NFL News & Analysis

Why Le'Veon Bell is the NFL's top running back

JACKSONVILLE, FL - AUGUST 14: Runningback Le'Veon Bell #26 of the Pittsburgh Steelers during a preseason game against the Jacksonville Jaguars at EverBank Field on August 14, 2015 in Jacksonville, Florida. The Jaguars defeated the Steelers 23 to 21. (Photo by Don Juan Moore/Getty Images)

The Pittsburgh Steelers are 2-1, just a game back from the 3-0 Baltimore Ravens, and now they get back one of the league’s best weapons in RB Le’Veon Bell, who was suspended for the first three games of the year.

Bell was PFF's top-graded running back last season, earning a 90.0 overall grade before he went down for the year. The season before, he trailed only Marshawn Lynch in grade, with a figure of 87.9.

In 2015, Bell led the league with 3.4 yards per carry after contact, or the same figure as Washington’s Matt Jones averaged per carry in total yardage.

When Bell is on the field, he makes a strong case for best RB in the league, and is a perfect fit for modern NFL offenses. While Adrian Peterson has always been a fantastic ball-carrier, he has been next to useless for much of his career in the passing game. Peterson doesn’t block well, can’t catch naturally, and is so underwhelming in that part of the game that the Vikings usually don’t even have him on the field for important passing downs, causing the team to have its best offensive weapon sitting on the sideline during some of their most crucial game situations.
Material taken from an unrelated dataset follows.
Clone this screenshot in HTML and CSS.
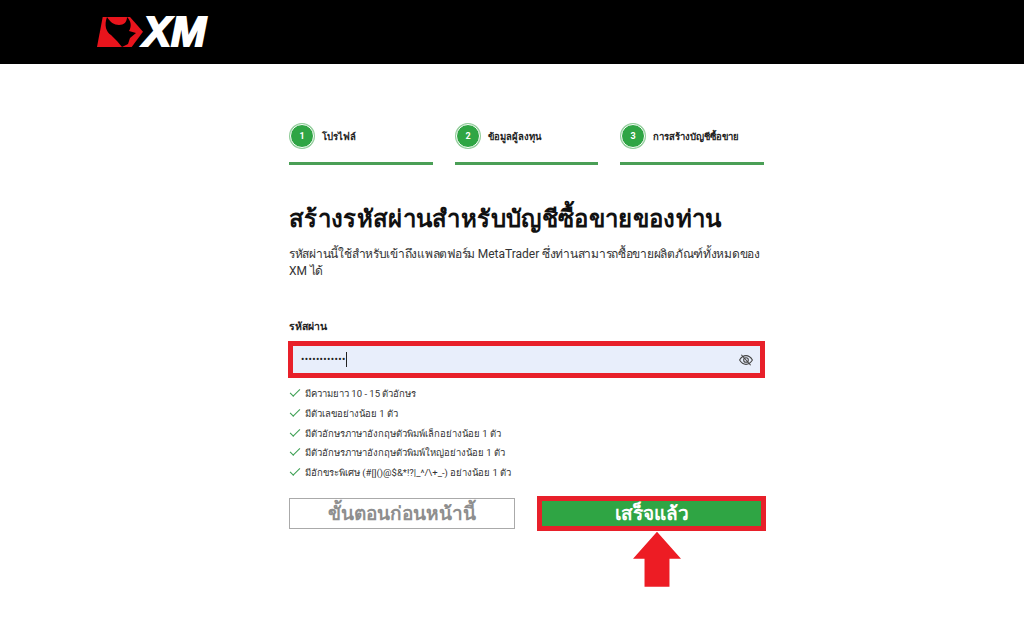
FILE: index.html
```html
<!DOCTYPE html>
<html lang="th">
    <head>
    <meta charset="utf-8">
    <title>XM</title>
    <link rel="stylesheet" href="styles.css">
    </head>
    <body>
    <header class="top">
        <div class="logo">
            <svg class="bull" width="46" height="30" viewBox="0 0 46 30">
                <path fill="#e8141c" d="M5.700 0H33L46 14.700L34.700 30H0Z"/>
                <path fill="#000" d="M10 0C7 8 9 15 14 18L20 24L25 30L31 27L33 21L39 16L32 14C35 9 34 4 30 0C30 5 27 8 22 8C17 8 13 5 10 0Z"/>
            </svg>
            <span class="logo-text">XM</span>
        </div>
    </header>
    <main class="wrap">
        <div class="steps">
            <div class="step">
                <div class="step-head"><span class="num">1</span><span class="step-name">โปรไฟล์</span></div>
            </div>
            <div class="step">
                <div class="step-head"><span class="num">2</span><span class="step-name">ข้อมูลผู้ลงทุน</span></div>
            </div>
            <div class="step">
                <div class="step-head"><span class="num">3</span><span class="step-name">การสร้างบัญชีซื้อขาย</span></div>
            </div>
        </div>

        <h1>สร้างรหัสผ่านสำหรับบัญชีซื้อขายของท่าน</h1>
        <p class="intro">รหัสผ่านนี้ใช้สำหรับเข้าถึงแพลตฟอร์ม <span class="latin">MetaTrader</span> ซึ่งท่านสามารถซื้อขายผลิตภัณฑ์ทั้งหมดของ <span class="latin">XM</span> ได้</p>

        <label class="field-label">รหัสผ่าน</label>
        <div class="field">
            <span class="dots">••••••••••••</span><span class="caret"></span>
            <svg class="eye" width="14" height="14" viewBox="0 0 24 24" fill="none" stroke="#444" stroke-width="1.8">
                <path d="M1 12C4 7 8 4.500 12 4.500S20 7 23 12C20 17 16 19.500 12 19.500S4 17 1 12Z"/>
                <circle cx="12" cy="12" r="4"/>
                <path d="M4 3L20 21"/>
            </svg>
        </div>

        <ul class="rules">
            <li>มีความยาว 10 - 15 ตัวอักษร</li>
            <li>มีตัวเลขอย่างน้อย 1 ตัว</li>
            <li>มีตัวอักษรภาษาอังกฤษตัวพิมพ์เล็กอย่างน้อย 1 ตัว</li>
            <li>มีตัวอักษรภาษาอังกฤษตัวพิมพ์ใหญ่อย่างน้อย 1 ตัว</li>
            <li>มีอักขระพิเศษ (#[]()@$&amp;*!?|_^/\+_-) อย่างน้อย 1 ตัว</li>
        </ul>

        <div class="buttons">
            <a class="btn-back">ขั้นตอนก่อนหน้านี้</a>
            <div class="btn-next-box">
                <a class="btn-next">เสร็จแล้ว</a>
                <div class="pointer"></div>
            </div>
        </div>
    </main>
    </body>
</html>
```

FILE: styles.css
```css
body {
    margin: 0;
    padding: 0;
    background: #fff;
    color: #222;
    font-family: Roboto, "Noto Sans", "Liberation Sans", sans-serif;
}
.top {
    height: 64px;
    background: #000;
    padding-left: 97px;
}
.logo {
    display: flex;
    align-items: center;
    padding-top: 17px;
}
.bull {
    display: block;
}
.logo-text {
    color: #fff;
    font-family: "Liberation Sans", sans-serif;
    font-size: 42px;
    font-weight: bold;
    font-style: italic;
    line-height: 30px;
    -webkit-text-stroke: 2px #fff;
}
.wrap {
    width: 475px;
    margin-left: 289px;
    padding-top: 60px;
}
.steps {
    display: grid;
    grid-template-columns: 144px 143px 144px;
    gap: 22px;
}
.step {
    height: 38px;
    border-bottom: 3px solid #4a9f56;
}
.step-head {
    display: flex;
    align-items: center;
    gap: 8px;
}
.num {
    width: 22px;
    height: 22px;
    border-radius: 50%;
    background: #2fa544;
    border: 1px solid #fff;
    box-shadow: 0 0 0 1px #8fcc98;
    color: #fff;
    font-size: 9px;
    font-weight: bold;
    line-height: 22px;
    text-align: center;
    margin-left: 1px;
}
.step-name {
    font-size: 9.5px;
    font-weight: bold;
    color: #222;
}
h1 {
    margin: 39px 0 0;
    font-size: 24px;
    line-height: 30px;
    font-weight: bold;
    color: #111;
    letter-spacing: 0.35px;
    white-space: nowrap;
}
.intro {
    margin: 12px 0 0;
    font-size: 12px;
    line-height: 17px;
    color: #333;
    letter-spacing: -0.27px;
}
.latin {
    letter-spacing: 0;
}
.field-label {
    display: block;
    margin-top: 40px;
    font-size: 10.5px;
    font-weight: bold;
    line-height: 14px;
}
.field {
    display: flex;
    align-items: center;
    width: 477px;
    height: 37px;
    box-sizing: border-box;
    margin: 7px 0 0 -1px;
    padding: 0 7px 0 8px;
    background: #e8eefb;
    border: 5px solid #e8202a;
}
.dots {
    font-size: 10px;
    letter-spacing: 0.35px;
    color: #222;
}
.caret {
    width: 1px;
    height: 15px;
    background: #222;
}
.eye {
    margin-left: auto;
}
.rules {
    list-style: none;
    margin: 6px 0 0;
    padding: 0;
}
.rules li {
    position: relative;
    padding-left: 16px;
    font-size: 9.5px;
    line-height: 19.75px;
    color: #333;
}
.rules li::before {
    content: "";
    position: absolute;
    left: 1px;
    top: 5px;
    width: 9px;
    height: 4px;
    border-left: 1.5px solid #3a9e50;
    border-bottom: 1.5px solid #3a9e50;
    transform: rotate(-45deg);
}
.buttons {
    display: flex;
    align-items: flex-start;
    gap: 22px;
    margin-top: 13px;
}
.btn-back {
    flex: none;
    width: 226px;
    height: 31px;
    margin-top: 2px;
    box-sizing: border-box;
    border: 1px solid #aaa;
    color: #8e8e8e;
    font-size: 19px;
    font-weight: bold;
    line-height: 29px;
    text-align: center;
}
.btn-next-box {
    flex: none;
    width: 229px;
}
.btn-next {
    display: block;
    height: 35px;
    box-sizing: border-box;
    background: #2fa544;
    border: 5px solid #e8202a;
    color: #fff;
    font-size: 19px;
    font-weight: bold;
    line-height: 25px;
    text-align: center;
}
.pointer {
    width: 48px;
    height: 55px;
    margin: 1px 0 0 96px;
    background: #ed1c24;
    clip-path: polygon(50% 0, 100% 49%, 76% 49%, 76% 100%, 24% 100%, 24% 49%, 0 49%);
}
```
Bell is the antithesis of that. Despite standing at 6-foot-1 and weighing somewhere in the region of 225 pounds, Bell can not only catch well out of the backfield, but has enough about him as a receiver and route runner to be split wide and used as a de facto wideout on some plays. In 306 snaps in 2015, he was lined up split wide on 14 snaps, and in the slot on another 15. Adrian Peterson was in those situations on seven fewer snaps, despite playing more than twice as many plays overall.

Over Bell’s last 21 starts dating back to the beginning of the 2014 season, he has averaged six targets per game, catching five of them for an average of nearly 50 yards (47.1).

NFL backs today need to be able to pass protect, too. They are far more likely to be sent out into patterns than kept in to block, given the way offenses today operate, but there is plenty of gray area within that crossover where a back needs to be able to throw a chip block on release, or read for free rushers before releasing into patterns. When he is asked to stay in to block entirely, he often doesn’t have a specific assignment detailed before the snap, but rather needs to be able to read the defense and the rush to identify the right guy to pick up, and then execute the block, often against bigger defenders.

Over 119 pass-blocking snaps in his last 21 starts, Bell has surrendered just three total pressures. Arizona’s David Johnson, who leads the league among running backs with 178 snaps so far this season, has already surrendered one pressure from just a dozen pass-blocking snaps.

The reason Bell is so good is simple: there are three aspects to running back play in today’s NFL, and he excels at all three. As a receiver, blocker, and runner he is among the best in the league at each component, and with his size and athletic gifts, has the ability to outmatch defenders one-on-one. Let’s just take a look at the kind of thing he is capable of:

Steelers RB Le'Veon Bell

For a big back his ability to stick his foot in the ground and make sharp cuts is remarkable, and it gives him an edge many don’t have, because he can team it with size and strength.

On this play, he keeps clear of a defender with a stiff arm before immediately juking another to hit the open field.

He is able to use this cutting ability to set up blocks and actually generate his own hole through the line of scrimmage. Take this example against San Diego last season. As he approaches the line, there is a hole to attack, but there's also a defensive back waiting on the far side to limit the yardage he can get on the play.

Steelers RB Le'Veon Bell

Most backs would either attack that defensive back to generate whatever yardage he can through contact, or to bounce it outside and try and beat him around the blocks that are set up there. With RG David DeCastro leading the way, this is the most likely course of action, but instead Bell only fakes that bounce. He makes as if to cut around the block of his TE, sending the defensive back in that direction to try and cut him off, but then cuts hard back inside and into the hole he just created for himself.

Being able to stick a second move on the other safety coming across to cut him off is just icing on the cake, and a string of moves few backs can come close to matching.

Pittsburgh’s offense was shut down by Philadelphia last week, and WR Antonio Brown can only do so much on his own. Luckily, reinforcements are arriving this week, and the Steelers have at least one more major weapon to deploy.